Pick every line with "components" from the material below.

GIVEN DATA
*-*-*

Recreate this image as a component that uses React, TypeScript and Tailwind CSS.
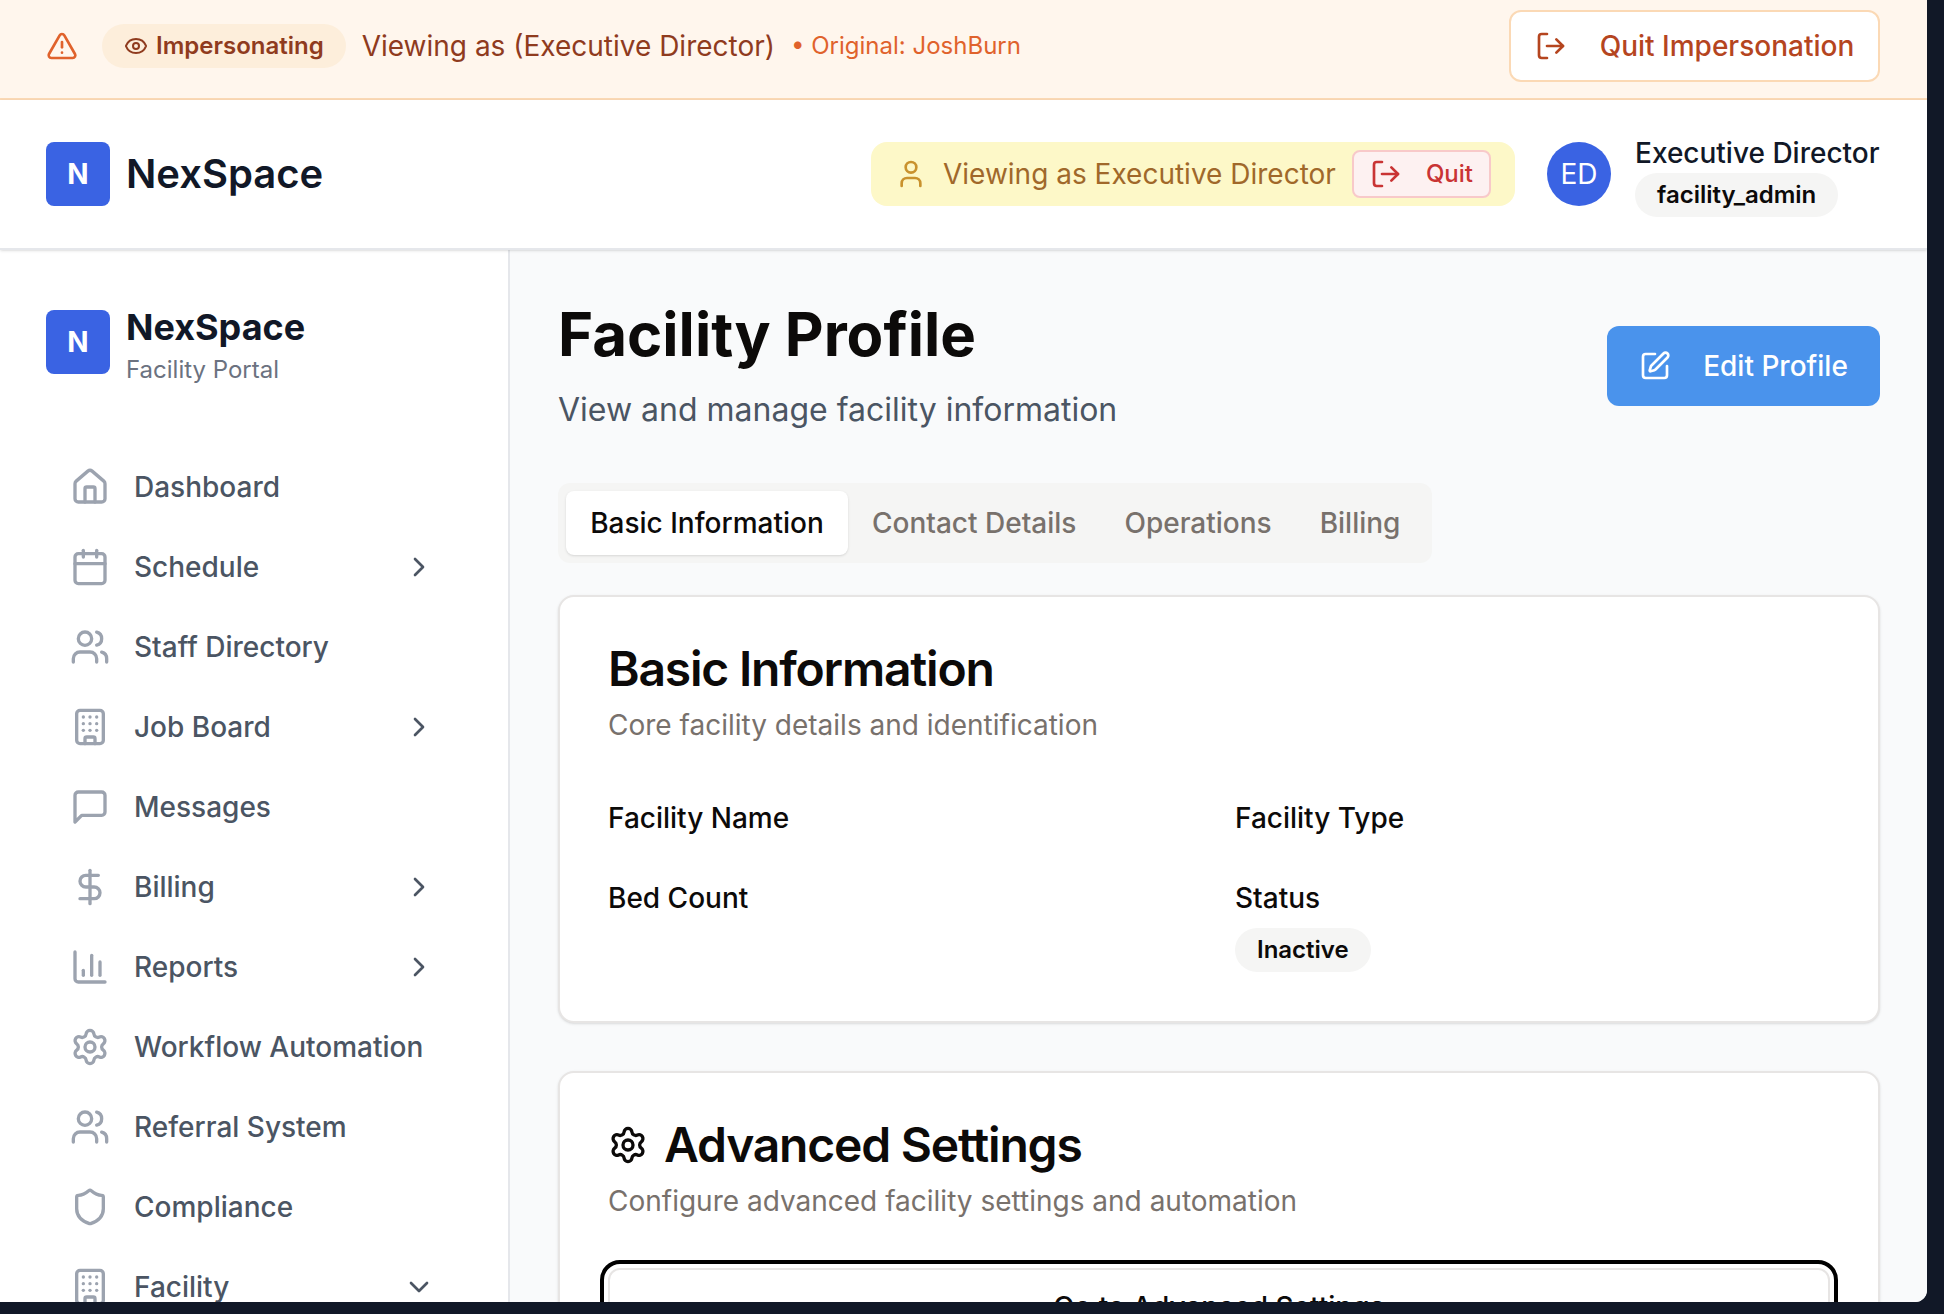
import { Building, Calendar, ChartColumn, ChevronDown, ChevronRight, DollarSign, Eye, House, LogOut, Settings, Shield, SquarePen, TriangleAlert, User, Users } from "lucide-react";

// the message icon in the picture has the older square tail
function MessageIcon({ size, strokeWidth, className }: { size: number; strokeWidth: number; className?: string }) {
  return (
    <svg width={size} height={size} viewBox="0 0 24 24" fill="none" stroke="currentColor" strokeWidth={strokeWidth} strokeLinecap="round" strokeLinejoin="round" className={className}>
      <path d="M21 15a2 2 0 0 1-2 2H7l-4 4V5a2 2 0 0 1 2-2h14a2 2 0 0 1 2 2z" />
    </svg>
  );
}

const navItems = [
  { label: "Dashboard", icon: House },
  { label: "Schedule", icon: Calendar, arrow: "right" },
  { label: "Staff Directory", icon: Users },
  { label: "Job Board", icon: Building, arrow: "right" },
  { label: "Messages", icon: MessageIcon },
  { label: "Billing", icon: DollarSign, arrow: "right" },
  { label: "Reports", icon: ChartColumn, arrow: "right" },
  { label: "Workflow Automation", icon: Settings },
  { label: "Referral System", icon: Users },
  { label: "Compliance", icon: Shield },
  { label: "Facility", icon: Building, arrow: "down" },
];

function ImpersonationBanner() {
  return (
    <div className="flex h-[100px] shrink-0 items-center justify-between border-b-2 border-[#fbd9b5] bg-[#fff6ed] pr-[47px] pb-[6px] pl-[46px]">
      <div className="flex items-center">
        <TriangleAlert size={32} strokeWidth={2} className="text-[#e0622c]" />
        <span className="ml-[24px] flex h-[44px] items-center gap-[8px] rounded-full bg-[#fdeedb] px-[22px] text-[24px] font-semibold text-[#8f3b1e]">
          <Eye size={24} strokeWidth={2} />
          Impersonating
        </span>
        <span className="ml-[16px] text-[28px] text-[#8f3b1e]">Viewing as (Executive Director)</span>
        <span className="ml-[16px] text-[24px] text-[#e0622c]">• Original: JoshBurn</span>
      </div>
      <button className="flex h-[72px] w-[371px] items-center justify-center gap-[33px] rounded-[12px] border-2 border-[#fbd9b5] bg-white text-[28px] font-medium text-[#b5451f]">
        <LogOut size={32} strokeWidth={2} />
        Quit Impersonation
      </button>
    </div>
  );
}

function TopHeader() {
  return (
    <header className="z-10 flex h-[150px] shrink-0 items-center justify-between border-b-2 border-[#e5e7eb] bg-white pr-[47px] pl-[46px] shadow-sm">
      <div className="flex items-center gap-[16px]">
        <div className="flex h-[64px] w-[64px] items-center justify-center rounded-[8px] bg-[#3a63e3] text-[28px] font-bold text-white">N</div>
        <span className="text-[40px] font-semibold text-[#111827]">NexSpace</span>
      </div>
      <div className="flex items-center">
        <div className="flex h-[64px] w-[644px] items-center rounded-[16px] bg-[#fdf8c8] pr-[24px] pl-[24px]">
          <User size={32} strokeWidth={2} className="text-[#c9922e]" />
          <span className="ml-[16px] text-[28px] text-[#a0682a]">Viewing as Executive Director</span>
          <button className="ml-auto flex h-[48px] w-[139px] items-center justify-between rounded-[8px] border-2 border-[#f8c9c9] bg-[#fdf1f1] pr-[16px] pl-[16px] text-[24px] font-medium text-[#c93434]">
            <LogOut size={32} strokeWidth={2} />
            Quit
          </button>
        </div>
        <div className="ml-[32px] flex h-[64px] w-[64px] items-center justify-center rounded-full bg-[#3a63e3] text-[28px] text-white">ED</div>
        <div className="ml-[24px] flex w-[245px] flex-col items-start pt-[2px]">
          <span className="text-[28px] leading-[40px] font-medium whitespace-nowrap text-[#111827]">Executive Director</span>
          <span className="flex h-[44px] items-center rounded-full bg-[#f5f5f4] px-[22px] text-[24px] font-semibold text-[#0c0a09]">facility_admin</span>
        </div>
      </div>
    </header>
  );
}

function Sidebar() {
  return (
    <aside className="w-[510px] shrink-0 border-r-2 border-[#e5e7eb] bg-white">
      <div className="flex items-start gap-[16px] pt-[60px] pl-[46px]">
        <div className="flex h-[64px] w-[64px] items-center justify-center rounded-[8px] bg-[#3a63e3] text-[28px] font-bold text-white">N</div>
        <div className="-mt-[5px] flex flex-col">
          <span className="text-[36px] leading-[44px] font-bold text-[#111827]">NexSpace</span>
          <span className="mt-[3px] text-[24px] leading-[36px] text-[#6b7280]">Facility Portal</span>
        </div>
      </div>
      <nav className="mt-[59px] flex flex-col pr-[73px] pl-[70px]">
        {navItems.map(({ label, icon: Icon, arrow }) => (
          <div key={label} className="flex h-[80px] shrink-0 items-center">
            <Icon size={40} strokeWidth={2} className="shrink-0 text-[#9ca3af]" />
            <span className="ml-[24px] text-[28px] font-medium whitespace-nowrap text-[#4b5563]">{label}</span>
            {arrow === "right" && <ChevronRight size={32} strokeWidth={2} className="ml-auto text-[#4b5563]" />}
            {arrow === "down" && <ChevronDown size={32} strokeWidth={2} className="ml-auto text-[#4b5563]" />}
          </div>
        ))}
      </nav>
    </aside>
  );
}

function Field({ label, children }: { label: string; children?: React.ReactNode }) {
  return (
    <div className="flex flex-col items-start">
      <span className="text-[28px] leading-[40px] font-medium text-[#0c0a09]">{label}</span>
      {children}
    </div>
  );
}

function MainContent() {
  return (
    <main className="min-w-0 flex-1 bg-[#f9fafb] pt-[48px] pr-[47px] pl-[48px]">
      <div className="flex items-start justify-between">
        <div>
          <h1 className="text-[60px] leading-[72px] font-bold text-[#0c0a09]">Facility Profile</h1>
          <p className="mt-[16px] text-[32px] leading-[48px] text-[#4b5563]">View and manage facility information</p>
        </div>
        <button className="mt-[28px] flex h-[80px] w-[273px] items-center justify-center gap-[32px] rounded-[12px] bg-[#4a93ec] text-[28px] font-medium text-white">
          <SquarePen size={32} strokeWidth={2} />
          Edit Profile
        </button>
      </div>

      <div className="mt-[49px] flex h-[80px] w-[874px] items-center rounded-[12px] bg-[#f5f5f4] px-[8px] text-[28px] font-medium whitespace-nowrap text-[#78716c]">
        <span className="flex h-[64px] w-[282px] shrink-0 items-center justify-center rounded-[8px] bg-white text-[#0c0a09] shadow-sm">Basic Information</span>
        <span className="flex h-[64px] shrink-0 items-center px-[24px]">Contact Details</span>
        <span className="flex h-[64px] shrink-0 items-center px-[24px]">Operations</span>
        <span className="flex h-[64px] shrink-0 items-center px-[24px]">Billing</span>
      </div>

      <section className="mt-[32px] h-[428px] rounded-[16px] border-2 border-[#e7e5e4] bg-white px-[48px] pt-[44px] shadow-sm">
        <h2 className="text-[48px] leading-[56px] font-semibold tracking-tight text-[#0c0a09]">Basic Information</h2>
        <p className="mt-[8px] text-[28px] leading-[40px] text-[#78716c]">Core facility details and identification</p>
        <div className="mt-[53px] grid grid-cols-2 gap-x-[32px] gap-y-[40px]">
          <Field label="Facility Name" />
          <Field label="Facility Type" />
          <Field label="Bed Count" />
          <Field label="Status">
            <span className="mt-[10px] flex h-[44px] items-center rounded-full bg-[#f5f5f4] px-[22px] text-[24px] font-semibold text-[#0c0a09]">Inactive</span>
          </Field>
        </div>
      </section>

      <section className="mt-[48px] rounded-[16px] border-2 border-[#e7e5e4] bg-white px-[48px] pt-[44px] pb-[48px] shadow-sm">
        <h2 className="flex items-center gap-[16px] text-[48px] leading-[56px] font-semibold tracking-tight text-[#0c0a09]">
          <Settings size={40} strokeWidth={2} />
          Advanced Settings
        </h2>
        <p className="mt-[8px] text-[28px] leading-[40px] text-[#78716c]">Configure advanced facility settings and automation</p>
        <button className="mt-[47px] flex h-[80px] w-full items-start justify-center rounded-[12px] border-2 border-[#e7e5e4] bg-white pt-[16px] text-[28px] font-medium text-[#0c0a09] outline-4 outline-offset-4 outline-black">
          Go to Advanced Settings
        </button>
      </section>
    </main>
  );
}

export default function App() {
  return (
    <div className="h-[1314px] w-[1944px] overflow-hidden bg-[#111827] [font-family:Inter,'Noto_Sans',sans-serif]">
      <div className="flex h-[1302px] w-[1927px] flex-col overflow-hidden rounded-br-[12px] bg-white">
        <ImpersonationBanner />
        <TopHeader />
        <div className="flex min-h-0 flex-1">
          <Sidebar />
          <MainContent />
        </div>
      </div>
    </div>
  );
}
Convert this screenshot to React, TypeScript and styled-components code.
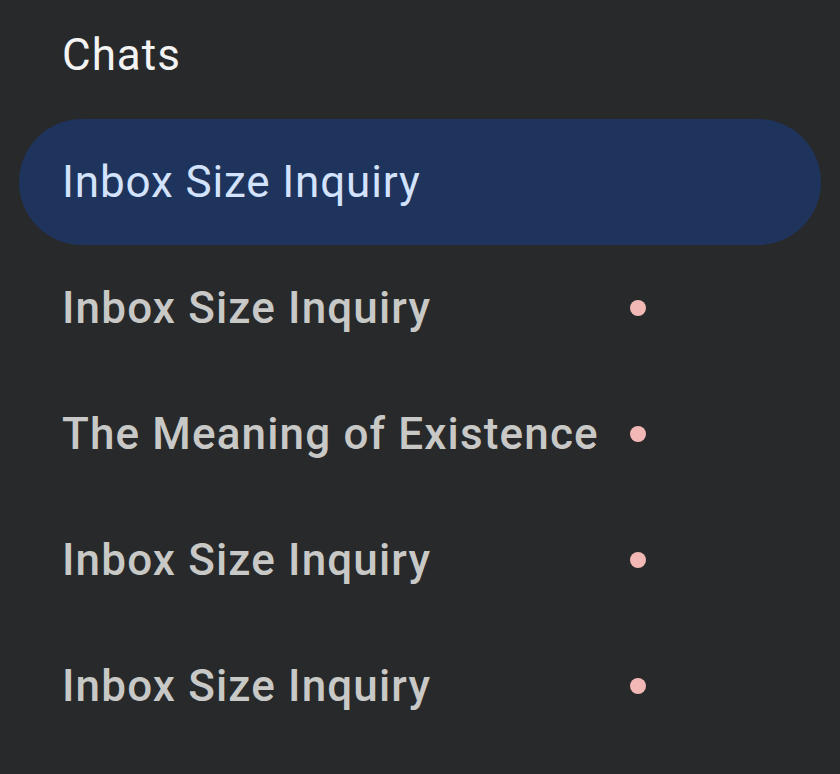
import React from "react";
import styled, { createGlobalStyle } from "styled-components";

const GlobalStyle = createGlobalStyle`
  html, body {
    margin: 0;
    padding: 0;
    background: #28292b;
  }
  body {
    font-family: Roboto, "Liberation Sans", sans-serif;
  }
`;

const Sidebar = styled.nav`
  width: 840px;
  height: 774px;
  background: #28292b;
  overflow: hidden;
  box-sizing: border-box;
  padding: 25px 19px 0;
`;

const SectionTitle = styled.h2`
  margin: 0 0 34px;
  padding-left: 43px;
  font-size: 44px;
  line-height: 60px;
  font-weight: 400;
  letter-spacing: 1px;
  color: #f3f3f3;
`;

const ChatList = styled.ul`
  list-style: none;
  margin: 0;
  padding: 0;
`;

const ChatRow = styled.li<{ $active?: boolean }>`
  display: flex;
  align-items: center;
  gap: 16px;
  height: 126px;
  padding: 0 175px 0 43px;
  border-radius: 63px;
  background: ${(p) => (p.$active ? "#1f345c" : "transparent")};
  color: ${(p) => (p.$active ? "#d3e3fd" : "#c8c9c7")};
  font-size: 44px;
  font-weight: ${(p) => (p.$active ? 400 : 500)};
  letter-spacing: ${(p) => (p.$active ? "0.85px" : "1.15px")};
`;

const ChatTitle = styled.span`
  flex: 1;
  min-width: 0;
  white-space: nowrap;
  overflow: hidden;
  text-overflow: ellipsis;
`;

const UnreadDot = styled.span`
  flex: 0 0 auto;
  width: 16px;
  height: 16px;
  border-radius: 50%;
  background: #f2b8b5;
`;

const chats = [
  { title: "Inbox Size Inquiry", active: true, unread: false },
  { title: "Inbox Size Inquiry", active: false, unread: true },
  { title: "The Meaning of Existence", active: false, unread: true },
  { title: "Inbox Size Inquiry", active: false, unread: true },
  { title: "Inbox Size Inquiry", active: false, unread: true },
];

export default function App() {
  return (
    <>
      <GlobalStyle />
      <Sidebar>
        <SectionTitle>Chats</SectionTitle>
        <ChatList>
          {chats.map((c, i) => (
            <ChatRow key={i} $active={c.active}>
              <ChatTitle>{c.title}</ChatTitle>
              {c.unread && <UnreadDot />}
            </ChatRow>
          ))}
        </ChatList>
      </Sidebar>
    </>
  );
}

*-*-*

OUTPUT FOR THIS EXERCISE
Convert this screenshot to React, TypeScript and styled-components code.
import styled, { createGlobalStyle } from "styled-components";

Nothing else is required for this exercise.